Until a Right is exercised, the holder thereof, as such, will have no rights as a stockholder of the Company, including, without limitation, the right to vote or to receive dividends.

 

Further Information

 

A copy of the Rights Agreement has been filed with the Securities and Exchange Commission as an Exhibit to a Registration Statement on Form 8-A/A dated February 26, 2004. A copy of the Rights Agreement is available free of charge from the Company. This summary description of the Rights does not purport to be complete and is qualified in its entirety by reference to the Rights Agreement, which is hereby incorporated herein by reference.

 


Item 2. Exhibits.

 

Exhibit No.

  

Description


4.2    Amended and Restated Rights Agreement, dated as of February 23, 2004, between SPACEHAB, Incorporated and American Stock Transfer & Trust Company, as Rights Agent.
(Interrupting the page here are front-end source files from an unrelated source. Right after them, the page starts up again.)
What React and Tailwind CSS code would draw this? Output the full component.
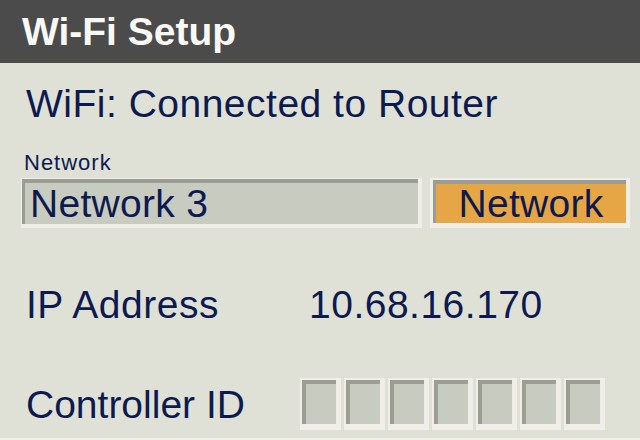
import React from "react";

const font = { fontFamily: '"Liberation Sans", Arial, sans-serif' };

function Box() {
  return (
    <div className="w-[41px] h-[52px] bg-[#f1eeea] pt-[2px] pl-[2px] pr-[5px] pb-[6px]">
      <div className="w-full h-full bg-[#c8cbbf] border-t-[4px] border-l-[4px] border-[#9b9d95]" />
    </div>
  );
}

export default function App() {
  return (
    <div className="w-[640px] h-[440px] flex flex-col bg-[#dfe1d7] text-[#0d1a4f] overflow-hidden" style={font}>
      <div className="h-[63px] bg-[#4b4b4b] flex items-center pl-[22px]">
        <span className="text-[39px] leading-[39px] font-bold text-[#f8f8f4]">Wi-Fi Setup</span>
      </div>

      <div className="mt-[21px] pl-[26px] text-[39px] leading-[39px] tracking-[0.5px]">WiFi:&nbsp;Connected to Router</div>

      <div className="mt-[29px] pl-[24px] text-[22px] leading-[22px] tracking-[1px]">Network</div>

      <div className="mt-[4px] pl-[21px] flex gap-[8px]">
        <div className="w-[401px] h-[50px] bg-[#f1eeea] pt-[1px] pl-[1px] pr-[4px] pb-[4px]">
          <div className="w-full h-full bg-[#c8cbbf] border-t-[4px] border-l-[3px] border-[#9b9d95] flex items-center pl-[5px] text-[39px] leading-[39px] tracking-[0.3px]">
            Network 3
          </div>
        </div>
        <div className="w-[200px] h-[50px] bg-[#f1eeea] pt-[2px] pl-[3px] pr-[4px] pb-[5px]">
          <div className="w-full h-full bg-[#e6a646] border-t-[4px] border-l-[3px] border-[#9b9d95] flex items-center justify-center text-[39px] leading-[39px] tracking-[0.3px]">
            Network
          </div>
        </div>
      </div>

      <div className="mt-[57px] pl-[26px] flex text-[39px] leading-[39px] tracking-[0.5px]">
        <div className="w-[283px]">IP Address</div>
        <div>10.68.16.170</div>
      </div>

      <div className="mt-[54px] pl-[26px] flex items-center">
        <div className="w-[274px] text-[39px] leading-[39px] pt-[1px]">Controller ID</div>
        <div className="flex gap-[3px]">
          <Box />
          <Box />
          <Box />
          <Box />
          <Box />
          <Box />
          <Box />
        </div>
      </div>

      <div className="mt-auto h-[2px] bg-[#f1eeea]" />
    </div>
  );
}
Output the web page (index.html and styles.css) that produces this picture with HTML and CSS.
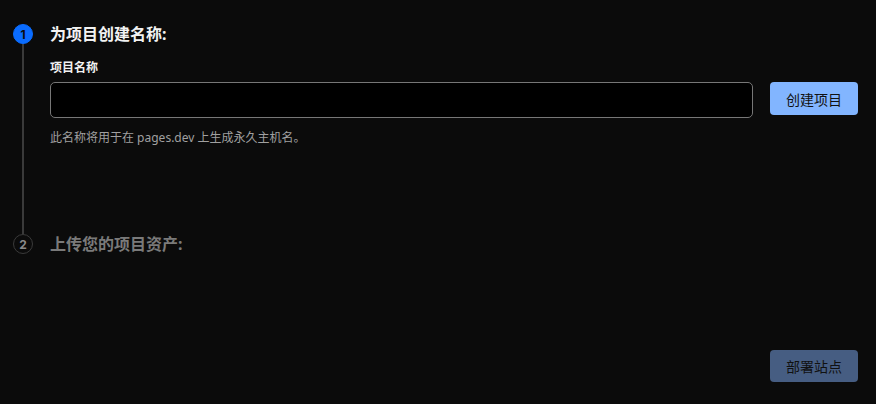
FILE: index.html
```html
<!DOCTYPE html>
<html lang="zh-CN">
<head>
    <meta charset="UTF-8">
    <meta name="viewport" content="width=device-width, initial-scale=1.0">
    <title>创建项目</title>
    <link rel="stylesheet" href="styles.css">
</head>
<body>
    <div class="page">
        <div class="step active">
            <div class="rail">
                <span class="dot">1</span>
                <span class="line"></span>
            </div>
            <div class="content">
                <h2 class="title">为项目创建名称:</h2>
                <label class="label" for="name">项目名称</label>
                <div class="field-row">
                    <input id="name" class="input" type="text">
                    <button class="btn primary">创建项目</button>
                </div>
                <p class="hint">此名称将用于在 pages.dev 上生成永久主机名。</p>
            </div>
        </div>
        <div class="step">
            <div class="rail">
                <span class="dot">2</span>
            </div>
            <div class="content">
                <h2 class="title">上传您的项目资产:</h2>
            </div>
        </div>
        <div class="footer">
            <button class="btn deploy">部署站点</button>
        </div>
    </div>
</body>
</html>
```

FILE: styles.css
```css
body {
    margin: 0;
    background: #0b0b0b;
    font-family: "Noto Sans", "Noto Sans CJK SC", sans-serif;
    color: #e8e8e8;
    height: 100vh;
    box-sizing: border-box;
    overflow: hidden;
}

.page {
    display: flex;
    flex-direction: column;
    height: 100%;
    padding: 24px 18px 22px 13px;
    box-sizing: border-box;
}

.step {
    display: flex;
    gap: 17px;
}

.step.active {
    height: 210px;
}

.rail {
    display: flex;
    flex-direction: column;
    align-items: center;
    width: 20px;
    flex-shrink: 0;
}

.dot {
    width: 20px;
    height: 20px;
    border-radius: 50%;
    box-sizing: border-box;
    display: flex;
    align-items: center;
    justify-content: center;
    font-family: "Inter", "Noto Sans", sans-serif;
    font-size: 12px;
    font-weight: 700;
    border: 1.5px solid #3a3a3a;
    color: #8a8a8a;
}

.active .dot {
    background: #0a6cff;
    border-color: #0a6cff;
    color: #0b0b0b;
}

.line {
    flex: 1;
    width: 2px;
    background: #3a3a3a;
}

.content {
    flex: 1;
    display: flex;
    flex-direction: column;
}

.title {
    margin: 0;
    font-size: 16px;
    line-height: 20px;
    font-weight: 700;
    color: #f2f2f2;
}

.step:not(.active) .title {
    color: #7a7a7a;
}

.label {
    margin-top: 16px;
    font-size: 12px;
    line-height: 16px;
    font-weight: 700;
    color: #f2f2f2;
}

.field-row {
    display: flex;
    align-items: flex-start;
    gap: 17px;
    margin-top: 6px;
}

.input {
    flex: 1;
    height: 36px;
    box-sizing: border-box;
    background: #000;
    border: 1px solid #777;
    border-radius: 5px;
    color: #fff;
}

.btn {
    border: none;
    border-radius: 4px;
    font-family: "Noto Sans CJK SC", sans-serif;
    font-size: 14px;
    color: #111;
    cursor: pointer;
}

.primary {
    width: 88px;
    height: 33px;
    background: #82b5ff;
}

.hint {
    margin: 12px 0 0;
    font-size: 12px;
    line-height: 16px;
    color: #a0a0a0;
}

.footer {
    margin-top: auto;
    display: flex;
    justify-content: flex-end;
}

.deploy {
    width: 88px;
    height: 32px;
    background: #465d82;
}
```
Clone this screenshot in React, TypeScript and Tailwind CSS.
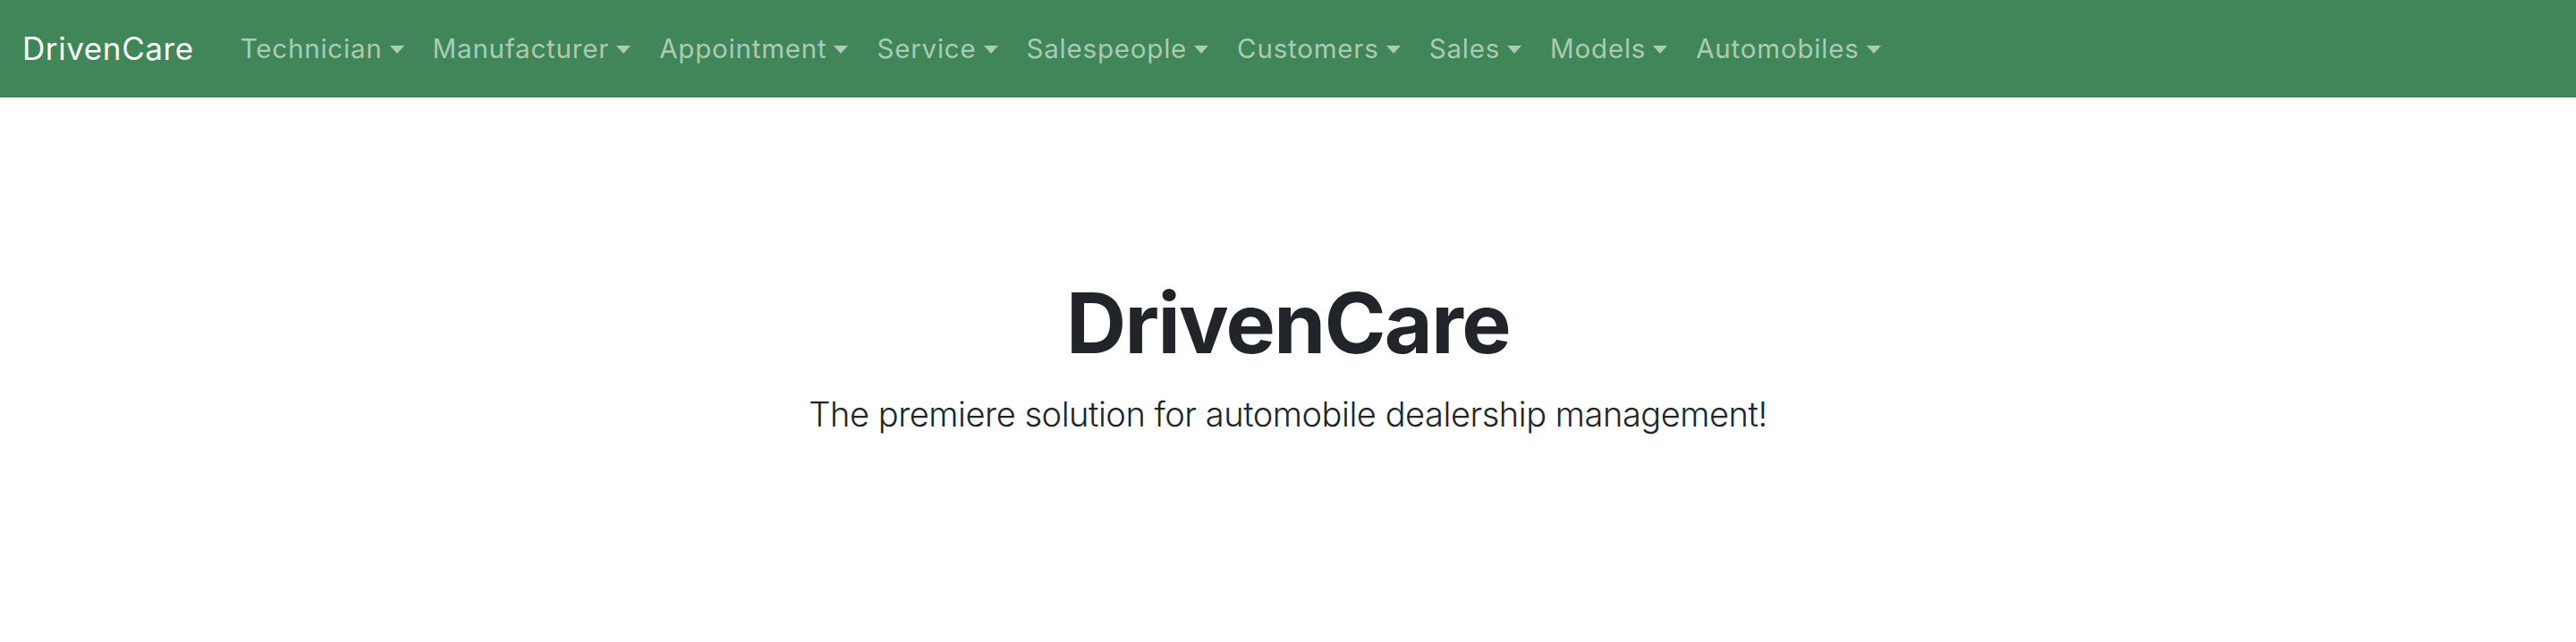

The Rights Agreement includes the Designation of Rights, Terms and Preferences of Series A Junior Preferred Stock as Exhibit A, the form of Rights Certificate as Exhibit B, and the Summary of Rights as Exhibit C (incorporated herein by reference to Exhibit 4.2 to the Company’s Current Report on Form 8-K dated February 26, 2004).

 


SIGNATURE

 

Pursuant to the requirements of Section 12 of the Securities Exchange Act of 1934, the registrant has duly caused this registration statement to be signed on its behalf by the undersigned, thereunto duly authorized.

 

SPACEHAB, Incorporated
By:  

/s/ Brian K. Harrington

   
   

Name: Brian K. Harrington

   

Title:   Senior Vice President

 

Date: February 26, 2004

 


EXHIBIT INDEX

 

Exhibit No.

  

Description


4.2    Amended and Restated Rights Agreement, dated as of February 23, 2004, between SPACEHAB, Incorporated and American Stock Transfer & Trust Company, as Rights Agent. The Rights Agreement includes the Designation of Rights, Terms and Preferences of Series A Junior Preferred Stock as Exhibit A, the form of Rights Certificate as Exhibit B, and the Summary of Rights as Exhibit C (incorporated herein by reference to Exhibit 4.2 to the Company’s Current Report on Form 8-K dated February 26, 2004).